● Excerpted records:
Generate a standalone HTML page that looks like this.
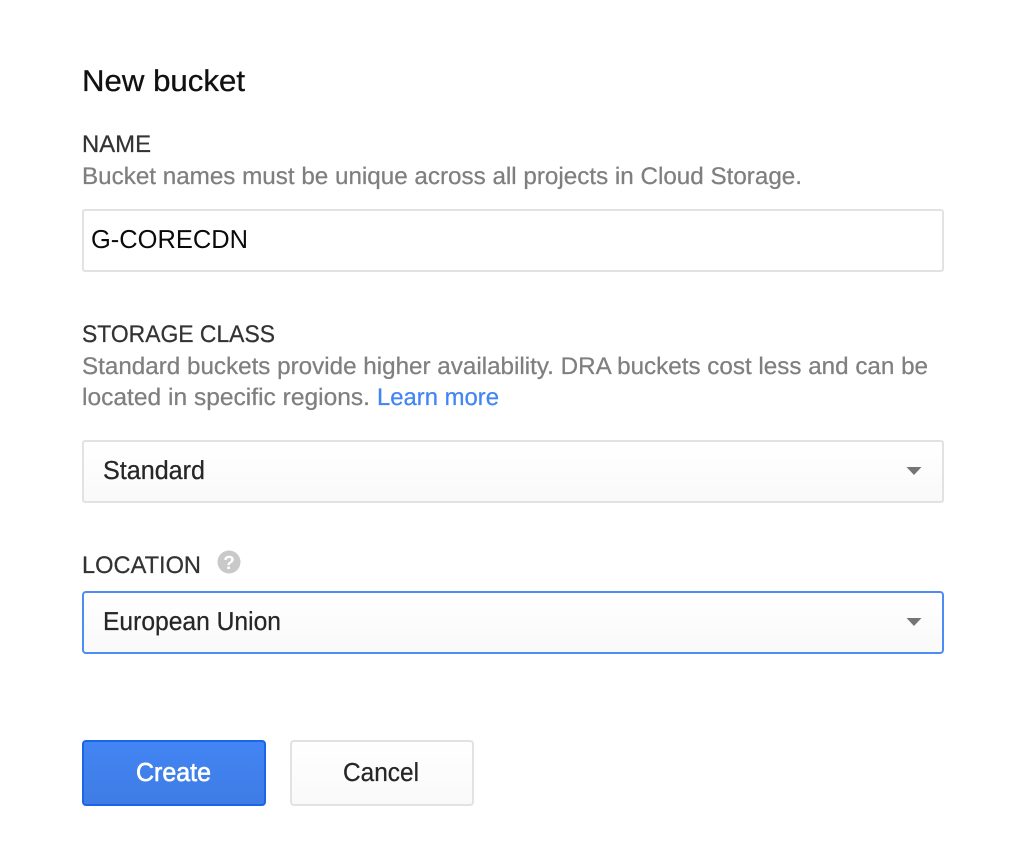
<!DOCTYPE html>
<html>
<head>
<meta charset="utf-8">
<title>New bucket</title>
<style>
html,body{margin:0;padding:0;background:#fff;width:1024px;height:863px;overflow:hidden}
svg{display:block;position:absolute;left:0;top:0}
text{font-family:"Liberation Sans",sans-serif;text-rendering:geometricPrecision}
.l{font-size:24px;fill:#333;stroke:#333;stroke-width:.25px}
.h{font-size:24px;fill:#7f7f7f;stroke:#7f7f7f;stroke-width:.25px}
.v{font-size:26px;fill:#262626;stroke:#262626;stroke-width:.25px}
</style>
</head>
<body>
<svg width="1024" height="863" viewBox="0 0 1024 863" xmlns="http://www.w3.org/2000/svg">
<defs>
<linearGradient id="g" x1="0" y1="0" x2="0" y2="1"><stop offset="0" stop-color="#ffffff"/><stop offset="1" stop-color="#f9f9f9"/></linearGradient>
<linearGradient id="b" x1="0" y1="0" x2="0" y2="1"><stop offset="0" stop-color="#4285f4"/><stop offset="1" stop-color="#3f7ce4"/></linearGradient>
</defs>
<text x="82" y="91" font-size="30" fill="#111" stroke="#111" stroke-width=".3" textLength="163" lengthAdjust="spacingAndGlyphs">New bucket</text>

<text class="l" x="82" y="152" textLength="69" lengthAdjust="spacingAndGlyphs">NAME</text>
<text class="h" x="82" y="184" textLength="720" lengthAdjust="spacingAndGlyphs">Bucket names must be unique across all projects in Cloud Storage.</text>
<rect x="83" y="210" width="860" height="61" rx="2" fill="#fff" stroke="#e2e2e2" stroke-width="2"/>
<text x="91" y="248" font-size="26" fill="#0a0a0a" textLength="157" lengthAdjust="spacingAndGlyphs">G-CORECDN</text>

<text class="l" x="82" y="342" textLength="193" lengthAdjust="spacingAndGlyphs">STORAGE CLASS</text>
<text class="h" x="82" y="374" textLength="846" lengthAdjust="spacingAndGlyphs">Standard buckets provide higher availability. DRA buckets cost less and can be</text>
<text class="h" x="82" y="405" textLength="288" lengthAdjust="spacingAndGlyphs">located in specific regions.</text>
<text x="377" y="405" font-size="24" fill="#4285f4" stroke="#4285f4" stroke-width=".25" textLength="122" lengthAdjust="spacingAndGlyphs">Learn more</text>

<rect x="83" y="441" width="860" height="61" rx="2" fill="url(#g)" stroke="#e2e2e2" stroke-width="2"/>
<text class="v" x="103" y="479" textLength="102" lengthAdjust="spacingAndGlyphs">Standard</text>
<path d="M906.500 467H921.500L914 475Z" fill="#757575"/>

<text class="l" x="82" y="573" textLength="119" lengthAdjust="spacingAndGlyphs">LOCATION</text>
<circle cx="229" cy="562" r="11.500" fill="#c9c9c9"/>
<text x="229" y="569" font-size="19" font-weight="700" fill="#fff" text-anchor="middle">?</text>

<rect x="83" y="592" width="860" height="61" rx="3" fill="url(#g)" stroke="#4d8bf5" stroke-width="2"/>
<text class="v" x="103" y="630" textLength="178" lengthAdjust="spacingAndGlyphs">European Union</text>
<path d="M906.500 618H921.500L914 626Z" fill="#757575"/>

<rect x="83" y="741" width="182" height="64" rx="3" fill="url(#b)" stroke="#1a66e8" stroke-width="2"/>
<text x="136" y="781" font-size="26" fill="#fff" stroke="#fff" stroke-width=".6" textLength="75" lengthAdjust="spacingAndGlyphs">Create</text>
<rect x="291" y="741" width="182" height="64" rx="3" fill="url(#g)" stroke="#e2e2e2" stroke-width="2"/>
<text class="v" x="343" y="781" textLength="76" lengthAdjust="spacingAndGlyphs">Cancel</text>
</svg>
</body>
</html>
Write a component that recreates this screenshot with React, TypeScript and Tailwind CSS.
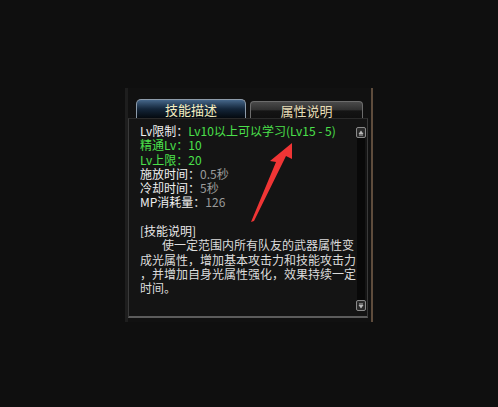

● Required work:
Write out the entries above verbatim; the pictures do not belong in your copy.

● Response to the task:
Generate a standalone HTML page that looks like this.
<!DOCTYPE html>
<html>
<head>
<meta charset="utf-8">
<title>New bucket</title>
<style>
html,body{margin:0;padding:0;background:#fff;width:1024px;height:863px;overflow:hidden}
svg{display:block;position:absolute;left:0;top:0}
text{font-family:"Liberation Sans",sans-serif;text-rendering:geometricPrecision}
.l{font-size:24px;fill:#333;stroke:#333;stroke-width:.25px}
.h{font-size:24px;fill:#7f7f7f;stroke:#7f7f7f;stroke-width:.25px}
.v{font-size:26px;fill:#262626;stroke:#262626;stroke-width:.25px}
</style>
</head>
<body>
<svg width="1024" height="863" viewBox="0 0 1024 863" xmlns="http://www.w3.org/2000/svg">
<defs>
<linearGradient id="g" x1="0" y1="0" x2="0" y2="1"><stop offset="0" stop-color="#ffffff"/><stop offset="1" stop-color="#f9f9f9"/></linearGradient>
<linearGradient id="b" x1="0" y1="0" x2="0" y2="1"><stop offset="0" stop-color="#4285f4"/><stop offset="1" stop-color="#3f7ce4"/></linearGradient>
</defs>
<text x="82" y="91" font-size="30" fill="#111" stroke="#111" stroke-width=".3" textLength="163" lengthAdjust="spacingAndGlyphs">New bucket</text>

<text class="l" x="82" y="152" textLength="69" lengthAdjust="spacingAndGlyphs">NAME</text>
<text class="h" x="82" y="184" textLength="720" lengthAdjust="spacingAndGlyphs">Bucket names must be unique across all projects in Cloud Storage.</text>
<rect x="83" y="210" width="860" height="61" rx="2" fill="#fff" stroke="#e2e2e2" stroke-width="2"/>
<text x="91" y="248" font-size="26" fill="#0a0a0a" textLength="157" lengthAdjust="spacingAndGlyphs">G-CORECDN</text>

<text class="l" x="82" y="342" textLength="193" lengthAdjust="spacingAndGlyphs">STORAGE CLASS</text>
<text class="h" x="82" y="374" textLength="846" lengthAdjust="spacingAndGlyphs">Standard buckets provide higher availability. DRA buckets cost less and can be</text>
<text class="h" x="82" y="405" textLength="288" lengthAdjust="spacingAndGlyphs">located in specific regions.</text>
<text x="377" y="405" font-size="24" fill="#4285f4" stroke="#4285f4" stroke-width=".25" textLength="122" lengthAdjust="spacingAndGlyphs">Learn more</text>

<rect x="83" y="441" width="860" height="61" rx="2" fill="url(#g)" stroke="#e2e2e2" stroke-width="2"/>
<text class="v" x="103" y="479" textLength="102" lengthAdjust="spacingAndGlyphs">Standard</text>
<path d="M906.500 467H921.500L914 475Z" fill="#757575"/>

<text class="l" x="82" y="573" textLength="119" lengthAdjust="spacingAndGlyphs">LOCATION</text>
<circle cx="229" cy="562" r="11.500" fill="#c9c9c9"/>
<text x="229" y="569" font-size="19" font-weight="700" fill="#fff" text-anchor="middle">?</text>

<rect x="83" y="592" width="860" height="61" rx="3" fill="url(#g)" stroke="#4d8bf5" stroke-width="2"/>
<text class="v" x="103" y="630" textLength="178" lengthAdjust="spacingAndGlyphs">European Union</text>
<path d="M906.500 618H921.500L914 626Z" fill="#757575"/>

<rect x="83" y="741" width="182" height="64" rx="3" fill="url(#b)" stroke="#1a66e8" stroke-width="2"/>
<text x="136" y="781" font-size="26" fill="#fff" stroke="#fff" stroke-width=".6" textLength="75" lengthAdjust="spacingAndGlyphs">Create</text>
<rect x="291" y="741" width="182" height="64" rx="3" fill="url(#g)" stroke="#e2e2e2" stroke-width="2"/>
<text class="v" x="343" y="781" textLength="76" lengthAdjust="spacingAndGlyphs">Cancel</text>
</svg>
</body>
</html>
Write a component that recreates this screenshot with React, TypeScript and Tailwind CSS.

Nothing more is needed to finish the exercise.